Que pensez-vous de l’élimination de la Juve contre l’Ajax ?
« La Ligue des Champions n’est pas comme le championnat. Le championnat, c’est l’équipe la plus constante qui le gagne. La Ligue des Champions se joue sur des matchs que tu abordes soit au bon moment, soit au mauvais moment. Une blessure en plus ou en moins, un poteau rentrant ou sortant. Et ensuite, il peut y avoir des surprises comme l’Ajax. Il y a des équipes plus fortes, disons-le clairement. L’Ajax a un onze de joueurs efficaces, dans la phase de possession et de non possession. Des joueurs qui ont de l’enthousiasme, envie de courir avec et sans la balle, aller de l’avant, se défendre en se projetant et pas en se regroupant autour du gardien. Et regardons le football anglais : ils associent des moyens économiques importants à une nouvelle culture tactique. La venue de nombreux entraîneurs étrangers a renversé la vieille mentalité qui sous-estimait l’aspect tactique. Maintenant, elle s’associe à l’ardeur et l’intensité anglaise ».
« Je n’ai pas tenu ma promesse à Agnelli’‘
Pourquoi avoir quitté la Juve si soudainement ?
« Ce furent trois années intenses, on avait poussé le moteur au-delà de ses limites. Des années épuisantes, sous tous les points de vue. Je pense que même dans les plus belles familles, on peut se fâcher. Pendant ces trois années, j’ai donné le meilleur de moi-même, comme je l’ai fait partout où je suis passé. Je me sentais redevable envers Agnelli. Je me souviens la promesse que je lui avais faite : ‘Il faudra du temps mais l’objectif est de remonter sur le toit du monde’. Je n’ai pas réussi à tenir ma promesse ».
Seriez-vous prêt à revenir pour accomplir cette promesse ?
« Dans un mariage, il faut être deux.
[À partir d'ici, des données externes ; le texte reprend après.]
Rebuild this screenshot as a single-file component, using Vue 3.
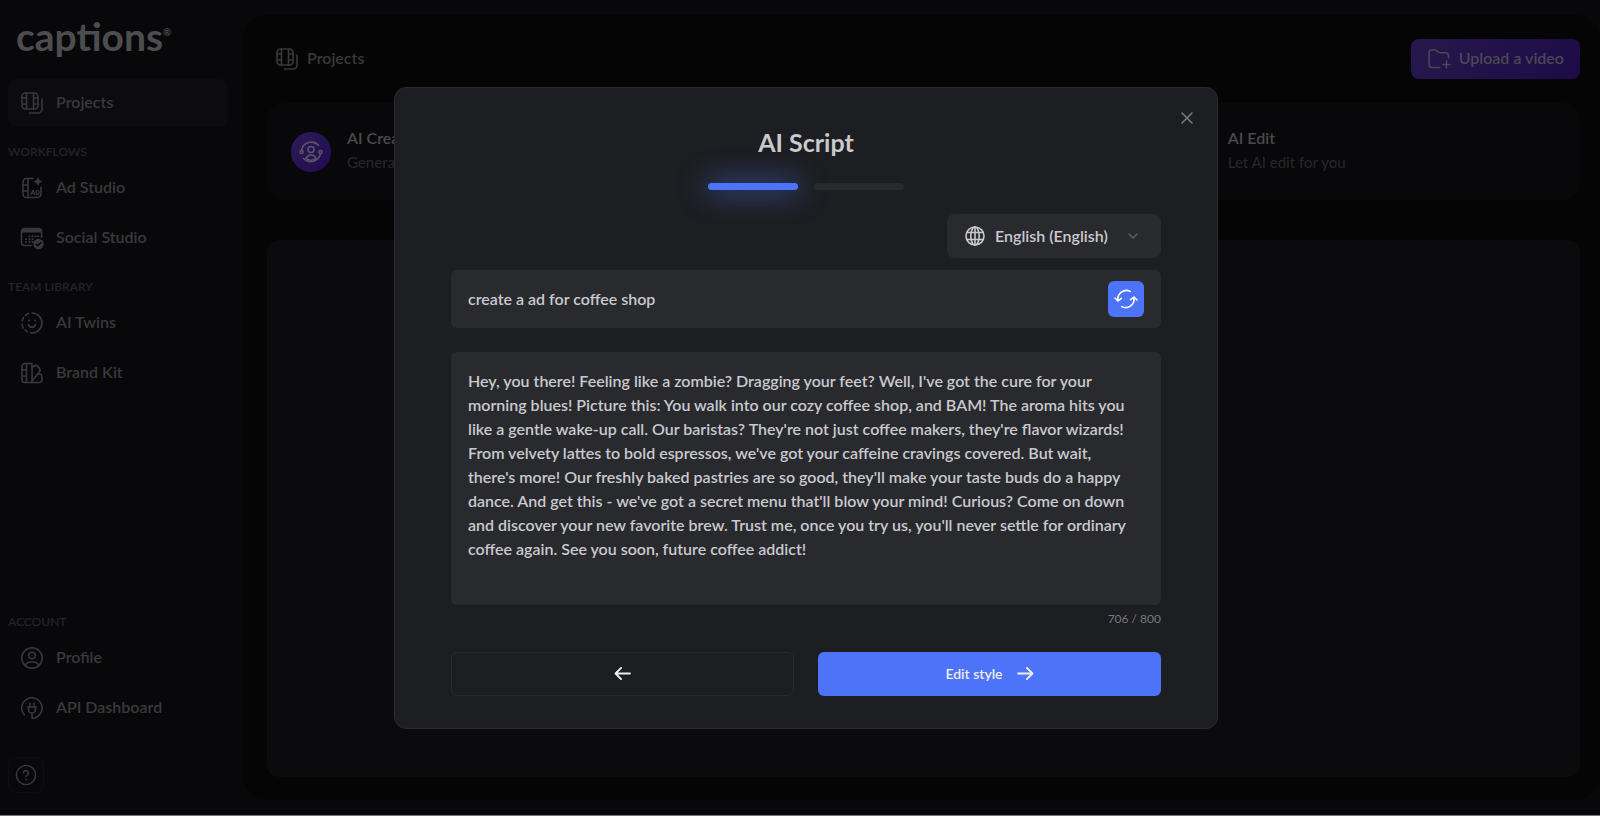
<template>
  <div class="app">
    <aside class="sidebar">
      <div class="logo">captions<sup>®</sup></div>

      <nav class="nav">
        <a href="#" class="navItem active">
          <svg class="icon" viewBox="0 0 24 24">
            <rect x="2" y="2" width="16" height="16" rx="3.5" />
            <path d="M6.5 2v16M13.5 2v16M2 7h4.500M2 13h4.500M13.500 7h4.500M13.500 13h4.500" />
            <path d="M22 8v10a4 4 0 0 1-4 4H9.500" />
          </svg>
          <span>Projects</span>
        </a>

        <h2 class="navTitle">WORKFLOWS</h2>
        <a href="#" class="navItem">
          <svg class="icon" viewBox="0 0 24 24">
            <path d="M13 2.500H6.500a3.500 3.500 0 0 0-3.500 3.500v12a3.500 3.500 0 0 0 3.500 3.500h11a3.500 3.500 0 0 0 3.500-3.500v-7" />
            <path d="M8 2.500v19M3 9h5M3 15h5" />
            <path class="solid" d="M18 1l1.400 3.100 3.100 1.400-3.100 1.400L18 10l-1.400-3.100L13.500 5.500l3.100-1.400z" />
            <path class="thin" d="M11 18.500l1.700-4h.5l1.500 4M11.800 17.200h2.400M16.300 14.500v4h.8a2 2 0 0 0 0-4z" />
          </svg>
          <span>Ad Studio</span>
        </a>
        <a href="#" class="navItem">
          <svg class="icon" viewBox="0 0 24 24">
            <path d="M11 19.500H4.500a3 3 0 0 1-3-3v-11a3 3 0 0 1 3-3h14a3 3 0 0 1 3 3v6" />
            <path class="solid" d="M1.500 6.500v-1a3 3 0 0 1 3-3h14a3 3 0 0 1 3 3v1z" />
            <path class="dots" d="M9.500 10.300h.1M12.500 10.300h.1M15.500 10.300h.1M18 10.300h.1M6 13.200h.1M9.500 13.200h.1M12.500 13.200h.1M6 16.100h.1M9.500 16.100h.1M12.500 16.100h.1" />
            <circle class="solid" cx="18.500" cy="18" r="5.200" />
            <path class="cut" d="M16.200 18.200l1.600 1.600 3-3.200" />
          </svg>
          <span>Social Studio</span>
        </a>

        <h2 class="navTitle">TEAM LIBRARY</h2>
        <a href="#" class="navItem">
          <svg class="icon" viewBox="0 0 24 24">
            <path d="M12 2a10 10 0 1 1-1.500 19.900" />
            <path d="M8.500 2.600a10 10 0 0 0-3 1.800M3.500 6.700a10 10 0 0 0-1.300 3.200M2.100 13.500a10 10 0 0 0 1 3.300M5 19.200a10 10 0 0 0 2.500 1.700" />
            <path d="M8.500 13.500a3.600 3.600 0 0 0 7 0" />
            <path class="dots" d="M9 9.500h.1M15 9.500h.1" />
          </svg>
          <span>AI Twins</span>
        </a>
        <a href="#" class="navItem">
          <svg class="icon" viewBox="0 0 24 24">
            <path d="M12 21.500H5a3 3 0 0 1-3-3v-13a3 3 0 0 1 3-3h7z" />
            <path d="M6.500 2.500v19M2 9h4.500M2 15h4.500" />
            <path d="M12 6.500l2-1.500a3 3 0 0 1 4 .5l1.500 2a3 3 0 0 1-.3 3.800L12 20" />
            <path d="M12 21.500h7a3 3 0 0 0 3-3v-2.500a3 3 0 0 0-3-3h-1.500" />
          </svg>
          <span>Brand Kit</span>
        </a>
      </nav>

      <nav class="nav account">
        <h2 class="navTitle">ACCOUNT</h2>
        <a href="#" class="navItem">
          <svg class="icon" viewBox="0 0 24 24">
            <circle cx="12" cy="12" r="10.200" />
            <circle cx="12" cy="9.500" r="3.300" />
            <path d="M5 19.300c1.500-2.400 4-3.600 7-3.600s5.500 1.200 7 3.600" />
          </svg>
          <span>Profile</span>
        </a>
        <a href="#" class="navItem">
          <svg class="icon" viewBox="0 0 24 24">
            <path d="M4.500 19A10.200 10.200 0 1 1 12 22.200V17" />
            <path d="M7.500 11h9M8.500 11v2.500a3.500 3.500 0 0 0 7 0V11M10 10.500V7M14 10.500V7" />
          </svg>
          <span>API Dashboard</span>
        </a>
      </nav>

      <button class="help" aria-label="Help">
        <svg class="icon" viewBox="0 0 24 24">
          <circle cx="12" cy="12" r="10.500" />
          <path d="M9.300 9.800a2.700 2.700 0 1 1 3.900 2.400c-.8.400-1.200.9-1.200 1.800" />
          <path class="dots" d="M12 16.800h.1" />
        </svg>
      </button>
    </aside>

    <main class="main">
      <header class="header">
        <h1 class="pageTitle">
          <svg class="icon" viewBox="0 0 24 24">
            <rect x="2" y="2" width="16" height="16" rx="3.5" />
            <path d="M6.5 2v16M13.5 2v16M2 7h4.500M2 13h4.500M13.500 7h4.500M13.500 13h4.500" />
            <path d="M22 8v10a4 4 0 0 1-4 4H9.500" />
          </svg>
          <span>Projects</span>
        </h1>
        <button class="upload">
          <svg class="icon" viewBox="0 0 24 24">
            <path d="M12.500 20.500H5a3 3 0 0 1-3-3v-12a2.500 2.500 0 0 1 2.500-2.500h3.300a3 3 0 0 1 2.200 1l.8.800a3 3 0 0 0 2.200.9H18.500a3 3 0 0 1 3 3V11" />
            <path d="M19.500 14v7M16 17.500h7" />
          </svg>
          <span>Upload a video</span>
        </button>
      </header>

      <section class="actions">
        <div v-for="action in actions" :key="action.title" class="action" :class="action.name">
          <div class="circle">
            <svg class="icon" viewBox="0 0 24 24">
              <circle cx="12" cy="9.500" r="3" />
              <path d="M7 18.300c1-2.200 2.800-3.300 5-3.300s4 1.100 5 3.300c-3 2.300-7 2.300-10 0z" />
              <path d="M2.500 10.300A10 10 0 0 1 19.500 5.200M21.500 13.700A10 10 0 0 1 4.500 18.500" />
              <circle cx="2.500" cy="12" r="1.500" />
              <circle cx="21.500" cy="12" r="1.500" />
            </svg>
          </div>
          <div class="actionText">
            <h3>{{ action.title }}</h3>
            <p>{{ action.text }}</p>
          </div>
        </div>
      </section>

      <section class="projects"></section>
    </main>

    <div class="overlay">
      <div class="modal" role="dialog" aria-labelledby="modalTitle">
        <button class="close" aria-label="Close">
          <svg viewBox="0 0 12 12">
            <path d="M1 1l10 10M11 1L1 11" />
          </svg>
        </button>

        <h2 id="modalTitle" class="modalTitle">AI Script</h2>
        <div class="steps">
          <div class="step done"></div>
          <div class="step"></div>
        </div>

        <div class="language">
          <svg class="globe" viewBox="0 0 20 20">
            <circle cx="10" cy="10" r="9" />
            <ellipse cx="10" cy="10" rx="4.200" ry="9" />
            <path d="M2 6.500h16M2 13.500h16M10 1v18" />
          </svg>
          <select v-model="language" aria-label="Language">
            <option>English (English)</option>
            <option>Spanish (Español)</option>
            <option>French (Français)</option>
          </select>
          <svg class="chevron" viewBox="0 0 10 6">
            <path d="M1 1l4 4 4-4" />
          </svg>
        </div>

        <div class="prompt">
          <input type="text" v-model="prompt" aria-label="Prompt" />
          <button class="refresh" aria-label="Generate again">
            <svg viewBox="0 0 24 24">
              <path d="M4 13.300a8.500 8.500 0 0 1 12.200-8.900M1 11l3 3 3.300-2.700" />
              <path d="M20 10.700a8.500 8.500 0 0 1-12.200 8.900M23 13l-3-3-3.300 2.700" />
            </svg>
          </button>
        </div>

        <textarea class="script" v-model="script" maxlength="800" aria-label="Script" spellcheck="false"></textarea>
        <p class="count">{{ script.length }} / 800</p>

        <div class="buttons">
          <button class="back" aria-label="Back">
            <svg viewBox="0 0 18 14">
              <path d="M17 7H2M7.500 1L1.500 7l6 6" />
            </svg>
          </button>
          <button class="next">
            <span>Edit style</span>
            <svg viewBox="0 0 18 14">
              <path d="M1 7h15M10.500 1l6 6-6 6" />
            </svg>
          </button>
        </div>
      </div>
    </div>
  </div>
</template>

<script setup>
import { ref } from "vue";

const actions = [
  { name: "creator", title: "AI Creator", text: "Generate a video" },
  { name: "edit", title: "AI Edit", text: "Let AI edit for you" },
];

let language = ref("English (English)");
let prompt = ref("create a ad for coffee shop");
let script = ref(
  "Hey, you there! Feeling like a zombie? Dragging your feet? Well, I've got the cure for your " +
    "morning blues! Picture this: You walk into our cozy coffee shop, and BAM! The aroma hits you " +
    "like a gentle wake-up call. Our baristas? They're not just coffee makers, they're flavor wizards! " +
    "From velvety lattes to bold espressos, we've got your caffeine cravings covered. But wait, " +
    "there's more! Our freshly baked pastries are so good, they'll make your taste buds do a happy " +
    "dance. And get this - we've got a secret menu that'll blow your mind! Curious? Come on down " +
    "and discover your new favorite brew. Trust me, once you try us, you'll never settle for ordinary " +
    "coffee again. See you soon, future coffee addict!"
);
</script>

<style>
body {
  margin: 0;
  background: #08080a;
}
</style>

<style scoped>
* {
  box-sizing: border-box;
  margin: 0;
  padding: 0;
}

.app {
  display: flex;
  min-height: 100vh;
  background: #08080a;
  border-bottom: 1px solid #77757a;
  font-family: Lato, "Open Sans", sans-serif;
  font-size: 16px;
  font-weight: 600;
  color: #39393b;
}

button,
input,
select,
textarea {
  border: none;
  outline: none;
  background: none;
  font: inherit;
  color: inherit;
}

button {
  cursor: pointer;
}

svg {
  display: block;
  flex: none;
  fill: none;
  stroke: currentColor;
  stroke-width: 1.6;
  stroke-linecap: round;
  stroke-linejoin: round;
}

.icon {
  width: 24px;
  height: 24px;
}

.solid {
  fill: currentColor;
  stroke: none;
}

.thin {
  stroke-width: 1.2;
}

.dots {
  stroke-width: 2;
}

.cut {
  stroke: #08080a;
}

.sidebar {
  display: flex;
  flex-direction: column;
  width: 243px;
  padding: 16px 16px 22px 8px;
}

.logo {
  display: flex;
  height: 63px;
  padding-left: 8px;
  font-size: 39px;
  font-weight: 700;
  line-height: 40px;
  color: #4d4d4e;
}

.logo sup {
  font-size: 10px;
  line-height: 32px;
}

.navItem {
  display: flex;
  align-items: center;
  gap: 12px;
  height: 48px;
  margin-bottom: 2px;
  padding: 0 12px;
  border-radius: 8px;
  color: inherit;
  text-decoration: none;
}

.navItem span,
.pageTitle span,
.upload span {
  padding-bottom: 3px;
}

.navItem.active {
  background: #0c0c0f;
}

.navTitle {
  padding: 15px 0 4px;
  font-size: 12px;
  font-weight: 600;
  line-height: 16px;
  color: #242427;
}

.account {
  margin-top: auto;
}

.help {
  display: flex;
  align-items: center;
  justify-content: center;
  width: 36px;
  height: 36px;
  margin-top: 23px;
  border: 1px solid #0e0e10;
  border-radius: 8px;
}

.help .icon {
  width: 22px;
  height: 22px;
}

.main {
  display: flex;
  flex: 1;
  flex-direction: column;
  margin: 15px 0;
  padding: 24px 20px 23px 24px;
  border-radius: 24px;
  background: #050505;
}

.header {
  display: flex;
  align-items: center;
  justify-content: space-between;
  padding-left: 8px;
}

.pageTitle {
  display: flex;
  align-items: center;
  gap: 8px;
  font-size: 16px;
  font-weight: 600;
}

.upload {
  display: flex;
  align-items: center;
  gap: 8px;
  height: 40px;
  padding: 0 16px;
  border-radius: 8px;
  background: linear-gradient(120deg, #27184c, #1d0b47);
  color: #4c4755;
}

.actions {
  display: grid;
  grid-template-columns: repeat(3, 1fr);
  gap: 8px;
  height: 97px;
  margin: 24px 0 40px;
  border-radius: 16px;
  background: #08080a;
}

.action {
  display: flex;
  align-items: center;
  gap: 16px;
  padding: 0 24px;
}

.action.edit {
  grid-column: 3;
}

.circle {
  display: flex;
  align-items: center;
  justify-content: center;
  width: 40px;
  height: 40px;
  border-radius: 50%;
  background: linear-gradient(135deg, #2d1b58, #200c51);
  color: #5b5566;
}

.actionText {
  padding-bottom: 3px;
}

.actionText h3 {
  font-size: 16px;
  font-weight: 600;
  line-height: 24px;
  color: #4a4a4b;
}

.actionText p {
  font-size: 15px;
  font-weight: 500;
  line-height: 24px;
  color: #252527;
}

.projects {
  flex: 1;
  border-radius: 12px;
  background: #0b0b0d;
}

.overlay {
  position: fixed;
  inset: 0;
  display: flex;
  align-items: center;
  justify-content: center;
  padding: 0 0 1px 12px;
}

.modal {
  position: relative;
  width: 824px;
  max-width: 100%;
  padding: 40px 56px 32px;
  border: 1px solid #2a2b2f;
  border-radius: 12px;
  background: #1d1e21;
  color: #c9c9ce;
}

.close {
  position: absolute;
  top: 18px;
  right: 18px;
  padding: 6px;
  color: #77787d;
}

.close svg {
  width: 12px;
  height: 12px;
}

.modalTitle {
  font-size: 25px;
  font-weight: 700;
  line-height: 28px;
  text-align: center;
}

.steps {
  display: flex;
  justify-content: center;
  gap: 16px;
  margin: 27px 0 24px;
}

.step {
  width: 90px;
  height: 7px;
  border-radius: 4px;
  background: #292a2e;
}

.step.done {
  background: #4d73f8;
  box-shadow: 0 0 28px 2px rgba(77, 115, 248, 0.7);
}

.language {
  display: flex;
  align-items: center;
  gap: 10px;
  width: 214px;
  height: 44px;
  margin-left: auto;
  padding: 0 23px 0 18px;
  border-radius: 8px;
  background: #292a2e;
}

.language select {
  flex: 1;
  min-width: 0;
  appearance: none;
}

.globe {
  width: 20px;
  height: 20px;
}

.chevron {
  width: 10px;
  height: 6px;
  color: #5c5d62;
}

.prompt {
  display: flex;
  align-items: center;
  height: 58px;
  margin: 12px 0 24px;
  padding: 0 17px;
  border-radius: 6px;
  background: #292a2e;
}

.prompt input {
  flex: 1;
}

.refresh {
  display: flex;
  align-items: center;
  justify-content: center;
  width: 36px;
  height: 36px;
  border-radius: 6px;
  background: #4d73f8;
  color: #fff;
}

.refresh svg {
  width: 24px;
  height: 24px;
}

.script {
  display: block;
  width: 100%;
  height: 253px;
  padding: 17px 24px 16px 17px;
  border-radius: 6px;
  background: #292a2e;
  line-height: 24px;
  resize: none;
}

.count {
  margin: 6px 0 25px;
  font-size: 12px;
  font-weight: 400;
  line-height: 16px;
  text-align: right;
  color: #77787d;
}

.buttons {
  display: grid;
  grid-template-columns: 1fr 1fr;
  gap: 24px;
}

.buttons button {
  display: flex;
  align-items: center;
  justify-content: center;
  gap: 14px;
  height: 44px;
  border-radius: 6px;
  color: #eeeef2;
}

.buttons svg {
  width: 17px;
  height: 13px;
  stroke-width: 2;
}

.buttons .back {
  border: 1px solid #292a2e;
}

.buttons .next {
  background: #4d73f8;
  font-size: 14px;
}
</style>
Je pense que la Juve a débuté un parcours et je pense qu’ils sont très contents d’Allegri qui continuera sûrement son travail. Il fait de grandes choses. Mais on ne sait jamais de quoi demain est fait ».
Qu’est ce qu’un club doit proposer à Antonio Conte ?
« L’expérience à l’étranger m’a rendu plus fort et complet. Je la conseillerais à n’importe quel entraîneur italien. C’est dur mais tu t’améliores. Aujourd’hui, si quelqu’un m’appelle, il sait que je veux m’imposer, avec mon idée du football et ma méthode. Je ne suis pas un gestionnaire, je ne crois pas que l’objectif d’un entraîneur soit de faire le moins de dégâts possibles. S’ils pensent cela, qu’on ne m’appelle pas. Je trouve une telle chose humiliante pour notre métier. Je veux compter, parce que je suis très sévère avec moi-même. Et puis j’ai un problème : la victoire. Je la vois comme l’objectif de mon travail. Le parcours pour y arriver est fait de travail, de sacrifice, de penser avec le nous plutôt que le je. Je ne vois aucun autre moyen ».
Cela vaut pour l’Inter ou le Milan ?
« Ca vaut pour n’importe quelle équipe. Je dois avoir la sensation de pouvoir battre n’importe qui. Je dois sentir que gagner est possible. Sinon, il n’y a aucun problème, je peux rester sans club’‘.